Review the listing and copy each line that holds the word "index".

- - - -

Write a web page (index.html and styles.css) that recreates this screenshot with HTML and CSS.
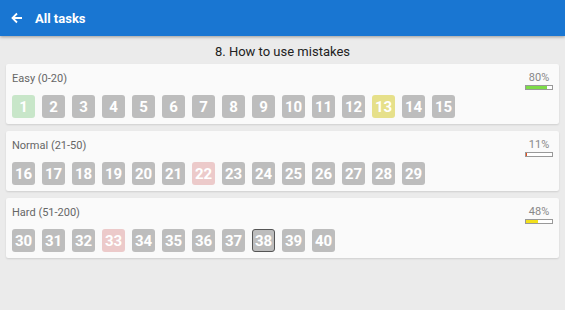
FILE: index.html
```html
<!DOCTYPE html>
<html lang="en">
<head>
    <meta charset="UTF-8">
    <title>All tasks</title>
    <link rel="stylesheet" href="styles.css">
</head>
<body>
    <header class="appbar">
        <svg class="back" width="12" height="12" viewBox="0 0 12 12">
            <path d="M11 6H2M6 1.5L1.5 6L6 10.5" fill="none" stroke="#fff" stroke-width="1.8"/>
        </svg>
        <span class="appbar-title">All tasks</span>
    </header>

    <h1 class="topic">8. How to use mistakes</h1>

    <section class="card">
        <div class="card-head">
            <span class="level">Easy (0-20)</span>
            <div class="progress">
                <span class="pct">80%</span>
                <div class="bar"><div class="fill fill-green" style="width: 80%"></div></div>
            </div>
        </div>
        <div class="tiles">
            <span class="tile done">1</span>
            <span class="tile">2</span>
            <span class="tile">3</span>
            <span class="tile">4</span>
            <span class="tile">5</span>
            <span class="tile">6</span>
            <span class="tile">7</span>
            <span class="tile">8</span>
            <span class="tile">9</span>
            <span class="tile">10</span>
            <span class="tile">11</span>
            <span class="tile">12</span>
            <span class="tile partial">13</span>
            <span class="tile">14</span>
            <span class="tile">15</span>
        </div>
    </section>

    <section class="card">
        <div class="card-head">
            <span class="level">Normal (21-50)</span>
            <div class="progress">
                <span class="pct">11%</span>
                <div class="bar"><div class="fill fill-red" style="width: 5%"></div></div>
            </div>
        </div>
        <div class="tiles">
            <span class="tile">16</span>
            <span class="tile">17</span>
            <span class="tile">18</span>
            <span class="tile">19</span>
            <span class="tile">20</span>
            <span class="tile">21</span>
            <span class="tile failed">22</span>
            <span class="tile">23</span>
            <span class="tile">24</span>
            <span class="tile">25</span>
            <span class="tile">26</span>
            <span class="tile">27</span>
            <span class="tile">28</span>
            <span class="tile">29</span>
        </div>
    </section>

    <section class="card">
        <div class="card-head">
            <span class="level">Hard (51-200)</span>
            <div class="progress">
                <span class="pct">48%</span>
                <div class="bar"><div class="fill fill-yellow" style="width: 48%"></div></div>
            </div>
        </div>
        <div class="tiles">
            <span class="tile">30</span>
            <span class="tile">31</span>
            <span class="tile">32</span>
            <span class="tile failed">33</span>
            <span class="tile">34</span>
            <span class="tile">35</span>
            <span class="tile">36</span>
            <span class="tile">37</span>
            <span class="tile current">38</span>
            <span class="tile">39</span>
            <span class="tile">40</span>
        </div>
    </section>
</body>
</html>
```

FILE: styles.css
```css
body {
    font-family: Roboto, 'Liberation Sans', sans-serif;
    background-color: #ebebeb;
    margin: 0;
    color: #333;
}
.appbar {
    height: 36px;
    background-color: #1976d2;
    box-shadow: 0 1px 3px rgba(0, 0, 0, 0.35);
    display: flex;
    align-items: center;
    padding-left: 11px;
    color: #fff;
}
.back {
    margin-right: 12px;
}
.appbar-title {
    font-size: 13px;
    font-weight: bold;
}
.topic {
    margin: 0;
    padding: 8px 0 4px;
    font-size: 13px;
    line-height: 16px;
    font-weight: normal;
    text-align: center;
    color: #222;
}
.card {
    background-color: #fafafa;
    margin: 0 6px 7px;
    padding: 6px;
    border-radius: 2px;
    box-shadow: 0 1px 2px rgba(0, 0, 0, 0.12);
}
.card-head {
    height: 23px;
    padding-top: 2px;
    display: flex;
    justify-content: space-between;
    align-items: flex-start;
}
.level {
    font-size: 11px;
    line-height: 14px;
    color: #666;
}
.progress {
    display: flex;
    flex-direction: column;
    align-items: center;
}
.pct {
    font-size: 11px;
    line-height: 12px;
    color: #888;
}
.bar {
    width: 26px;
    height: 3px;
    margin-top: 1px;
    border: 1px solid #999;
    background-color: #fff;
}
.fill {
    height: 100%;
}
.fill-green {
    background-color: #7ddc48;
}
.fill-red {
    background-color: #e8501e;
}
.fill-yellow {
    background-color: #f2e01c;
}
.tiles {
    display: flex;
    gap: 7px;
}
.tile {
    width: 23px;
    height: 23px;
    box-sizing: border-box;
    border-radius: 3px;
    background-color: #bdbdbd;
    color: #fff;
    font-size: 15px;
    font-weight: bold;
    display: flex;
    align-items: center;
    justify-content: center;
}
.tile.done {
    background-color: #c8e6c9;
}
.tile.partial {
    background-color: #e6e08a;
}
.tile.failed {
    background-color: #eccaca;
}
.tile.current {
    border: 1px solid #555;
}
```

- - - -

→ Exercise response:
Write a web page (index.html and styles.css) that recreates this screenshot with HTML and CSS.
FILE: index.html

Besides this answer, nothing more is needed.